Exercise brief: Set the listing down unchanged, minus every embedded image.
::::
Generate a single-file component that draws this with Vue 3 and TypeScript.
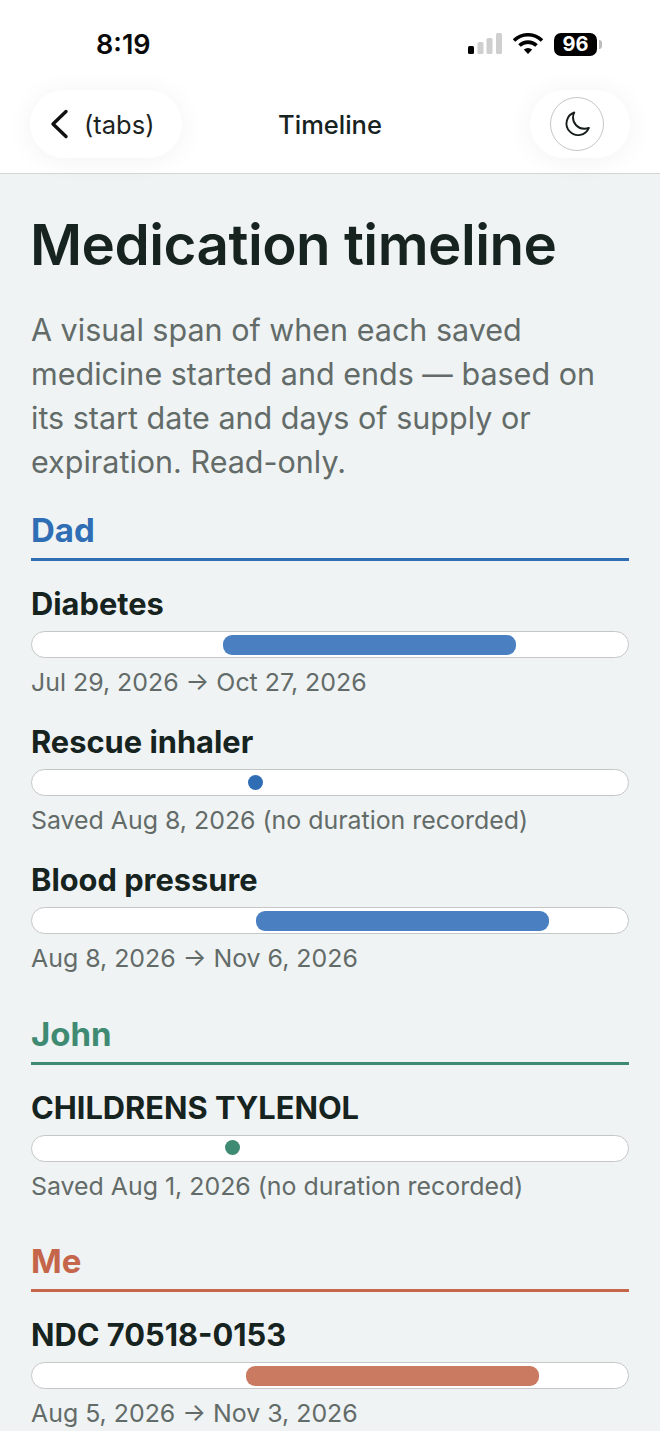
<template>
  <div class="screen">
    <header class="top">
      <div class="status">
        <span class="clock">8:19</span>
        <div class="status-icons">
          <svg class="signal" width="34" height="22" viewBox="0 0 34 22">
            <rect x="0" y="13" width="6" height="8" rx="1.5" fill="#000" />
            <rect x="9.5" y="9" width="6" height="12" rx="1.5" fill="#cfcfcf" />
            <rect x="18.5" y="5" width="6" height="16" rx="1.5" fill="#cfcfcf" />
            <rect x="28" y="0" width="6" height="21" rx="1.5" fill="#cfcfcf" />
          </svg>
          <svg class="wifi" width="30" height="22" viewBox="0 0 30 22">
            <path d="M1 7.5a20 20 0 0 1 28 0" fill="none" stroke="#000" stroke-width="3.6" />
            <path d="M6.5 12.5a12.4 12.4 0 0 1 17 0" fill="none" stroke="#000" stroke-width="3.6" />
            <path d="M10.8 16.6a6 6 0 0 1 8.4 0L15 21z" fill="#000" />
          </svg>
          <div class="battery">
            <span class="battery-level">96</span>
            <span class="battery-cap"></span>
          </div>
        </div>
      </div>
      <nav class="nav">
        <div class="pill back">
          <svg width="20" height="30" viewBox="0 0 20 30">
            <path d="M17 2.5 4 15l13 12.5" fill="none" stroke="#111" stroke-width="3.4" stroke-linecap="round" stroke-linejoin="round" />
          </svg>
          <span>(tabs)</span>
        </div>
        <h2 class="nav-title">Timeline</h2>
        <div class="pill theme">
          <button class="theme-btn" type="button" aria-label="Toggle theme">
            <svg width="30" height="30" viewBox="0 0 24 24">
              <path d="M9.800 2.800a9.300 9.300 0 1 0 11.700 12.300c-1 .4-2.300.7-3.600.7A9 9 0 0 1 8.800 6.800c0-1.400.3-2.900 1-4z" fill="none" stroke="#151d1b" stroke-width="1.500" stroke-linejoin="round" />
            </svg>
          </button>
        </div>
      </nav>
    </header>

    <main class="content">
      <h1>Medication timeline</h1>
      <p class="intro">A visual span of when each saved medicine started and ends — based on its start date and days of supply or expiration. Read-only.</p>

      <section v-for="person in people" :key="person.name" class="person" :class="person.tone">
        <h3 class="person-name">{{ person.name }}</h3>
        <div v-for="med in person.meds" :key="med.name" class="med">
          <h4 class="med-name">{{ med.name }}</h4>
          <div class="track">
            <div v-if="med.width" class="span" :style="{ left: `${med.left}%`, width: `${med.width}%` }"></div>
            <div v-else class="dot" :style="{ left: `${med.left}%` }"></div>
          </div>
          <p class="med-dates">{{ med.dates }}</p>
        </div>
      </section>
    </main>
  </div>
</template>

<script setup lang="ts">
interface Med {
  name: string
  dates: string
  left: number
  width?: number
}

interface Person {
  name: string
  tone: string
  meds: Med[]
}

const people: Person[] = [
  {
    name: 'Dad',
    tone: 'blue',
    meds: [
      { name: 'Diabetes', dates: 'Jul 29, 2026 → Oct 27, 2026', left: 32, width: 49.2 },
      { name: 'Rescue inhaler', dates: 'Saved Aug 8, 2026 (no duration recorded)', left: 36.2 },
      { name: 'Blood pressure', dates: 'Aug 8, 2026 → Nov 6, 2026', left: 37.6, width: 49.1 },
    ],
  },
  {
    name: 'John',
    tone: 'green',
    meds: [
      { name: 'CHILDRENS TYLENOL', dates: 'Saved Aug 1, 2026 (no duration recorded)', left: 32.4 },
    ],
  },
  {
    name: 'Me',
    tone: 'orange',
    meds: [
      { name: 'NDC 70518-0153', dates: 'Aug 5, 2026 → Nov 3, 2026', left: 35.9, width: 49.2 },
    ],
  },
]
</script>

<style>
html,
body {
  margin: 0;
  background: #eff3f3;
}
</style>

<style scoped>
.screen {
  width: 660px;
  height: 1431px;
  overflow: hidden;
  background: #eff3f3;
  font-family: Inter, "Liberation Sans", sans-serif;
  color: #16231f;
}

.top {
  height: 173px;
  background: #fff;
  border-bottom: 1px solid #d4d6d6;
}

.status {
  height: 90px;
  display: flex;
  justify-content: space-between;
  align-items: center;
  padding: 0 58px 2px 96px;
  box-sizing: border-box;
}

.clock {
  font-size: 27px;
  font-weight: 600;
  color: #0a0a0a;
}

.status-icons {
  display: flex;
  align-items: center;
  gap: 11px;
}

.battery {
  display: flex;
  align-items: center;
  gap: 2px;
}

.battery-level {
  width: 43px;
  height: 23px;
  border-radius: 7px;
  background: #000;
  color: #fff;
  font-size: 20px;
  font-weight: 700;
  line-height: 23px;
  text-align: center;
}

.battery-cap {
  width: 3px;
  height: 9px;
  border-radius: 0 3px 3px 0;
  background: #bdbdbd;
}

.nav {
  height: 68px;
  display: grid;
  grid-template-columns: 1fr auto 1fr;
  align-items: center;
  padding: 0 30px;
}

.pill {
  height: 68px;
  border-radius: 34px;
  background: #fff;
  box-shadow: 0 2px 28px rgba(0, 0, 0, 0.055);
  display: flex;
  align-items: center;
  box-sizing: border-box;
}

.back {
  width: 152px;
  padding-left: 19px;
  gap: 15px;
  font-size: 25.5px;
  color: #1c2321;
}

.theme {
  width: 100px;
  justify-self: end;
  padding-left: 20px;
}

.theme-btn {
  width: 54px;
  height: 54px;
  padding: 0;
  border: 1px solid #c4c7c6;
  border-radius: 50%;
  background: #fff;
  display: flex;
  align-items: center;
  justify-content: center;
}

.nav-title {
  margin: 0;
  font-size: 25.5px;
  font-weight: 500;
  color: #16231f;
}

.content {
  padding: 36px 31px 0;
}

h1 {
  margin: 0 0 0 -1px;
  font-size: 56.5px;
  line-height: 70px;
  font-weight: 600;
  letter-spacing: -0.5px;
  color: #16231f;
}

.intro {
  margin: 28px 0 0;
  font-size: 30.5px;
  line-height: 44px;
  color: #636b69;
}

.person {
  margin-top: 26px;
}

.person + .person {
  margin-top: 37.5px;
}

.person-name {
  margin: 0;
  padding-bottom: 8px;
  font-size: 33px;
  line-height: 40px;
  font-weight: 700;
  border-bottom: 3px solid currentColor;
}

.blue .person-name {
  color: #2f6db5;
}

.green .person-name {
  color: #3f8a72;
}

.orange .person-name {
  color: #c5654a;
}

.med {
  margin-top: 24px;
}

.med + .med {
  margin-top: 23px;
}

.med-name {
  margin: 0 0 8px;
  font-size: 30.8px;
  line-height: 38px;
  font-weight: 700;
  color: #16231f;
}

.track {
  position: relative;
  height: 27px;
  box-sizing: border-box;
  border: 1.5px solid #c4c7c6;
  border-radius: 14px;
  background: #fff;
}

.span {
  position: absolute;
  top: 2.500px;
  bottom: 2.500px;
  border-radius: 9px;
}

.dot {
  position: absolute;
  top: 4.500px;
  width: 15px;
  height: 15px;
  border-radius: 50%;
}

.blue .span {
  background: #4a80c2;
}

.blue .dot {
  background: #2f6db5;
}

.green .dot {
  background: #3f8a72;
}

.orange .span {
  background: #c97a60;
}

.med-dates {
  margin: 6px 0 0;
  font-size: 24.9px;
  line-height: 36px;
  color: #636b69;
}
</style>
::::
Response below:
Generate a single-file component that draws this with Vue 3 and TypeScript.
<template>
  <div class="screen">
    <header class="top">
      <div class="status">
        <span class="clock">8:19</span>
        <div class="status-icons">
          <svg class="signal" width="34" height="22" viewBox="0 0 34 22">
            <rect x="0" y="13" width="6" height="8" rx="1.5" fill="#000" />
            <rect x="9.5" y="9" width="6" height="12" rx="1.5" fill="#cfcfcf" />
            <rect x="18.5" y="5" width="6" height="16" rx="1.5" fill="#cfcfcf" />
            <rect x="28" y="0" width="6" height="21" rx="1.5" fill="#cfcfcf" />
          </svg>
          <svg class="wifi" width="30" height="22" viewBox="0 0 30 22">
            <path d="M1 7.5a20 20 0 0 1 28 0" fill="none" stroke="#000" stroke-width="3.6" />
            <path d="M6.5 12.5a12.4 12.4 0 0 1 17 0" fill="none" stroke="#000" stroke-width="3.6" />
            <path d="M10.8 16.6a6 6 0 0 1 8.4 0L15 21z" fill="#000" />
          </svg>
          <div class="battery">
            <span class="battery-level">96</span>
            <span class="battery-cap"></span>
          </div>
        </div>
      </div>
      <nav class="nav">
        <div class="pill back">
          <svg width="20" height="30" viewBox="0 0 20 30">
            <path d="M17 2.5 4 15l13 12.5" fill="none" stroke="#111" stroke-width="3.4" stroke-linecap="round" stroke-linejoin="round" />
          </svg>
          <span>(tabs)</span>
        </div>
        <h2 class="nav-title">Timeline</h2>
        <div class="pill theme">
          <button class="theme-btn" type="button" aria-label="Toggle theme">
            <svg width="30" height="30" viewBox="0 0 24 24">
              <path d="M9.800 2.800a9.300 9.300 0 1 0 11.700 12.300c-1 .4-2.300.7-3.600.7A9 9 0 0 1 8.800 6.800c0-1.400.3-2.900 1-4z" fill="none" stroke="#151d1b" stroke-width="1.500" stroke-linejoin="round" />
            </svg>
          </button>
        </div>
      </nav>
    </header>

    <main class="content">
      <h1>Medication timeline</h1>
      <p class="intro">A visual span of when each saved medicine started and ends — based on its start date and days of supply or expiration. Read-only.</p>

      <section v-for="person in people" :key="person.name" class="person" :class="person.tone">
        <h3 class="person-name">{{ person.name }}</h3>
        <div v-for="med in person.meds" :key="med.name" class="med">
          <h4 class="med-name">{{ med.name }}</h4>
          <div class="track">
            <div v-if="med.width" class="span" :style="{ left: `${med.left}%`, width: `${med.width}%` }"></div>
            <div v-else class="dot" :style="{ left: `${med.left}%` }"></div>
          </div>
          <p class="med-dates">{{ med.dates }}</p>
        </div>
      </section>
    </main>
  </div>
</template>

<script setup lang="ts">
interface Med {
  name: string
  dates: string
  left: number
  width?: number
}

interface Person {
  name: string
  tone: string
  meds: Med[]
}

const people: Person[] = [
  {
    name: 'Dad',
    tone: 'blue',
    meds: [
      { name: 'Diabetes', dates: 'Jul 29, 2026 → Oct 27, 2026', left: 32, width: 49.2 },
      { name: 'Rescue inhaler', dates: 'Saved Aug 8, 2026 (no duration recorded)', left: 36.2 },
      { name: 'Blood pressure', dates: 'Aug 8, 2026 → Nov 6, 2026', left: 37.6, width: 49.1 },
    ],
  },
  {
    name: 'John',
    tone: 'green',
    meds: [
      { name: 'CHILDRENS TYLENOL', dates: 'Saved Aug 1, 2026 (no duration recorded)', left: 32.4 },
    ],
  },
  {
    name: 'Me',
    tone: 'orange',
    meds: [
      { name: 'NDC 70518-0153', dates: 'Aug 5, 2026 → Nov 3, 2026', left: 35.9, width: 49.2 },
    ],
  },
]
</script>

<style>
html,
body {
  margin: 0;
  background: #eff3f3;
}
</style>

<style scoped>
.screen {
  width: 660px;
  height: 1431px;
  overflow: hidden;
  background: #eff3f3;
  font-family: Inter, "Liberation Sans", sans-serif;
  color: #16231f;
}

.top {
  height: 173px;
  background: #fff;
  border-bottom: 1px solid #d4d6d6;
}

.status {
  height: 90px;
  display: flex;
  justify-content: space-between;
  align-items: center;
  padding: 0 58px 2px 96px;
  box-sizing: border-box;
}

.clock {
  font-size: 27px;
  font-weight: 600;
  color: #0a0a0a;
}

.status-icons {
  display: flex;
  align-items: center;
  gap: 11px;
}

.battery {
  display: flex;
  align-items: center;
  gap: 2px;
}

.battery-level {
  width: 43px;
  height: 23px;
  border-radius: 7px;
  background: #000;
  color: #fff;
  font-size: 20px;
  font-weight: 700;
  line-height: 23px;
  text-align: center;
}

.battery-cap {
  width: 3px;
  height: 9px;
  border-radius: 0 3px 3px 0;
  background: #bdbdbd;
}

.nav {
  height: 68px;
  display: grid;
  grid-template-columns: 1fr auto 1fr;
  align-items: center;
  padding: 0 30px;
}

.pill {
  height: 68px;
  border-radius: 34px;
  background: #fff;
  box-shadow: 0 2px 28px rgba(0, 0, 0, 0.055);
  display: flex;
  align-items: center;
  box-sizing: border-box;
}

.back {
  width: 152px;
  padding-left: 19px;
  gap: 15px;
  font-size: 25.5px;
  color: #1c2321;
}

.theme {
  width: 100px;
  justify-self: end;
  padding-left: 20px;
}

.theme-btn {
  width: 54px;
  height: 54px;
  padding: 0;
  border: 1px solid #c4c7c6;
  border-radius: 50%;
  background: #fff;
  display: flex;
  align-items: center;
  justify-content: center;
}

.nav-title {
  margin: 0;
  font-size: 25.5px;
  font-weight: 500;
  color: #16231f;
}

.content {
  padding: 36px 31px 0;
}

h1 {
  margin: 0 0 0 -1px;
  font-size: 56.5px;
  line-height: 70px;
  font-weight: 600;
  letter-spacing: -0.5px;
  color: #16231f;
}

.intro {
  margin: 28px 0 0;
  font-size: 30.5px;
  line-height: 44px;
  color: #636b69;
}

.person {
  margin-top: 26px;
}

.person + .person {
  margin-top: 37.5px;
}

.person-name {
  margin: 0;
  padding-bottom: 8px;
  font-size: 33px;
  line-height: 40px;
  font-weight: 700;
  border-bottom: 3px solid currentColor;
}

.blue .person-name {
  color: #2f6db5;
}

.green .person-name {
  color: #3f8a72;
}

.orange .person-name {
  color: #c5654a;
}

.med {
  margin-top: 24px;
}

.med + .med {
  margin-top: 23px;
}

.med-name {
  margin: 0 0 8px;
  font-size: 30.8px;
  line-height: 38px;
  font-weight: 700;
  color: #16231f;
}

.track {
  position: relative;
  height: 27px;
  box-sizing: border-box;
  border: 1.5px solid #c4c7c6;
  border-radius: 14px;
  background: #fff;
}

.span {
  position: absolute;
  top: 2.500px;
  bottom: 2.500px;
  border-radius: 9px;
}

.dot {
  position: absolute;
  top: 4.500px;
  width: 15px;
  height: 15px;
  border-radius: 50%;
}

.blue .span {
  background: #4a80c2;
}

.blue .dot {
  background: #2f6db5;
}

.green .dot {
  background: #3f8a72;
}

.orange .span {
  background: #c97a60;
}

.med-dates {
  margin: 6px 0 0;
  font-size: 24.9px;
  line-height: 36px;
  color: #636b69;
}
</style>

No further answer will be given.